The Abraham Accords didn’t create peace in the Middle East; no fighting has stopped because of them. None of the signatories was at war with Israel in the first place. What they did was formalise a shift that had been happening quietly for years: Arab states prioritising their national interests over pan-Arab solidarity.

That’s not necessarily bad for regional stability. Trade, tourism, technology partnerships, and security cooperation can build relationships that reduce misunderstandings and create mutual interests in avoiding conflict. The UAE and Israel have developed genuine ties that go beyond diplomatic documents.

But it’s also incomplete. A region that hosts over 400 million people can’t achieve sustainable peace if a significant portion of the population feels abandoned by their governments.
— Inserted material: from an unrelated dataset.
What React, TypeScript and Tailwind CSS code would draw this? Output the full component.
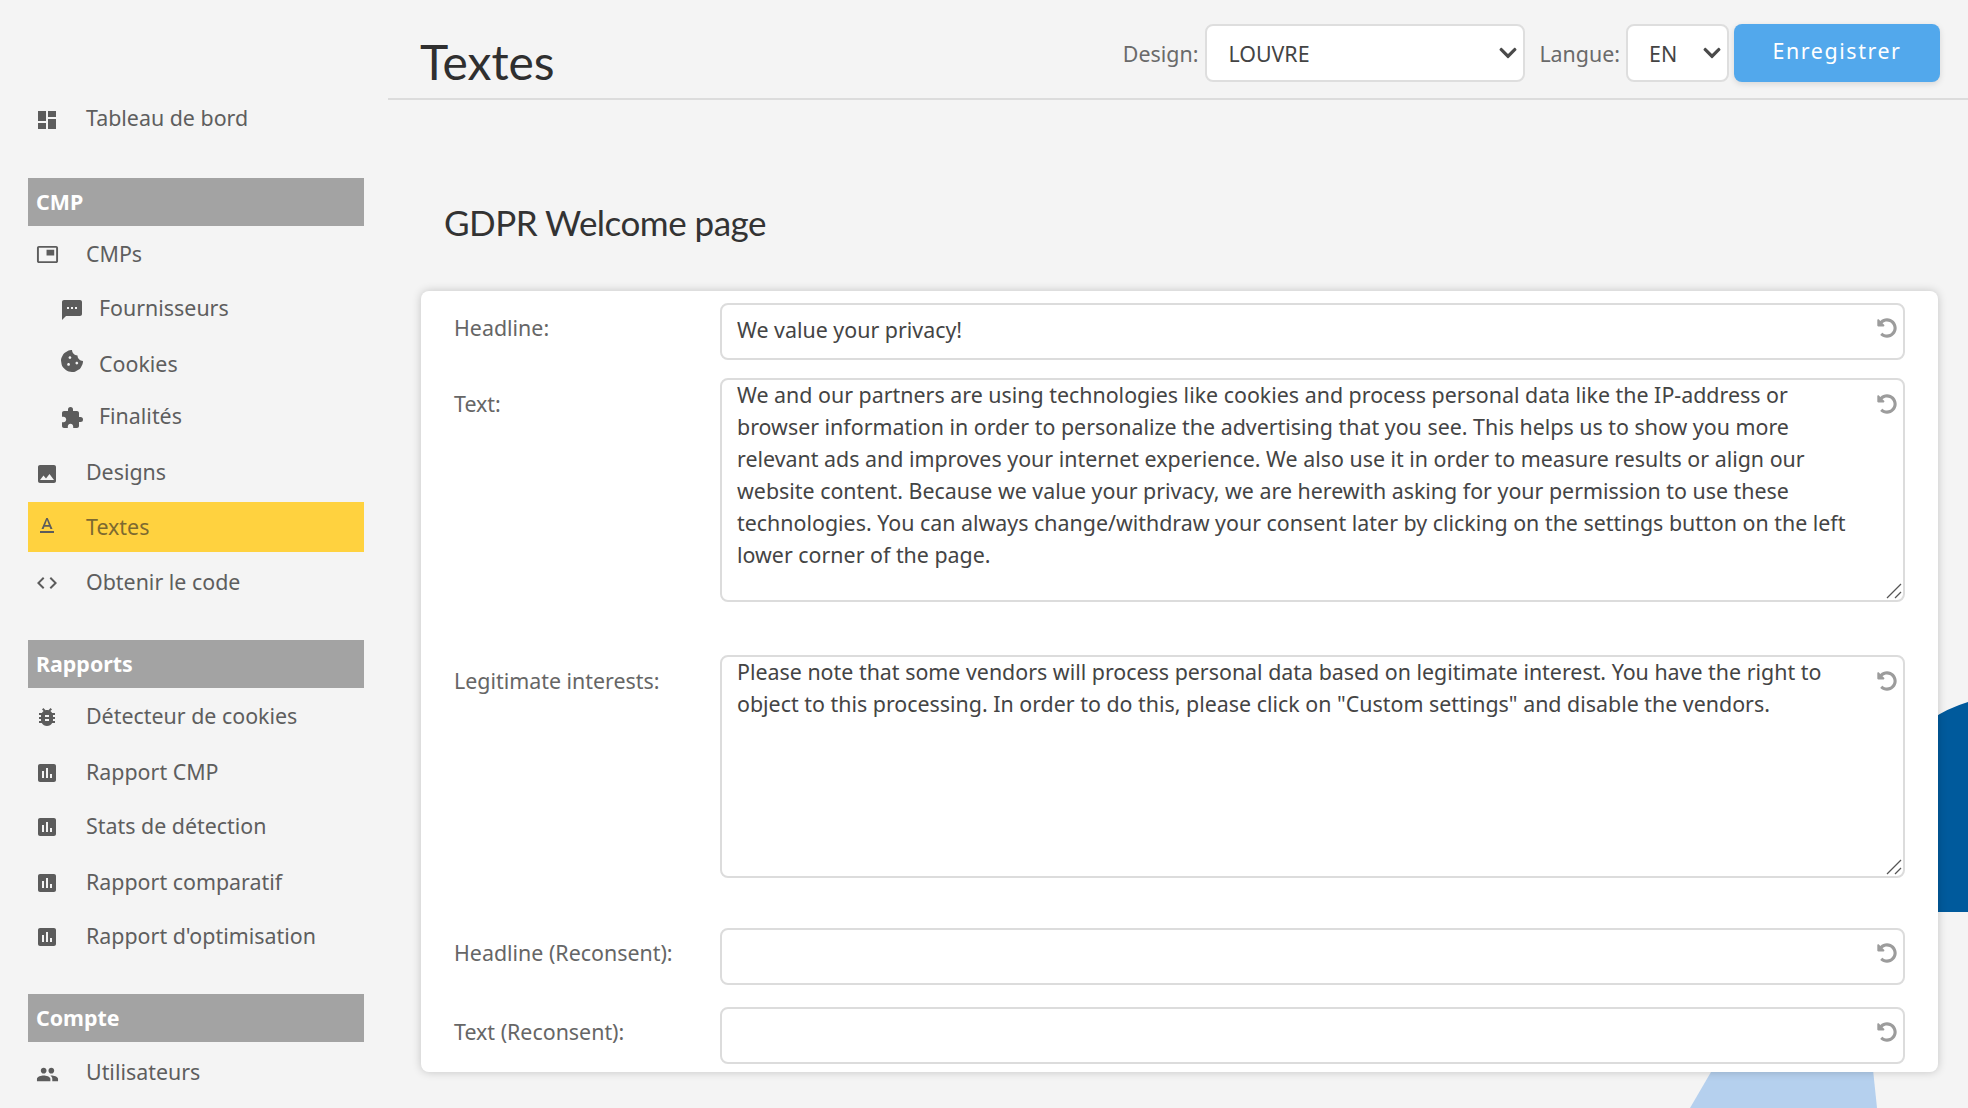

Palestinians watching from Gaza or the West Bank, seeing Arab governments normalise with Israel while their own situation deteriorates, feel that abandonment viscerally.

 Can the Accords Expand?

The big question hanging over 2026 is whether the Accords can expand beyond their current membership. Saudi Arabia is the prize everyone wants but can’t get. The kingdom’s crown prince has made clear that public opinion and Palestinian statehood remain obstacles he can’t overcome, at least not in the immediate term.

Syria’s government transition under new leadership has opened a door to potential discussions, but Syria faces massive domestic reconstruction needs. Lebanon remains consumed by economic crisis and political paralysis.

The real test may come if the Gaza conflict resolves and humanitarian conditions improve. That might reset the political calculations for countries like Saudi Arabia. Conversely, if Palestinian suffering continues and Israeli annexation plans proceed, the Accords may struggle to attract new members.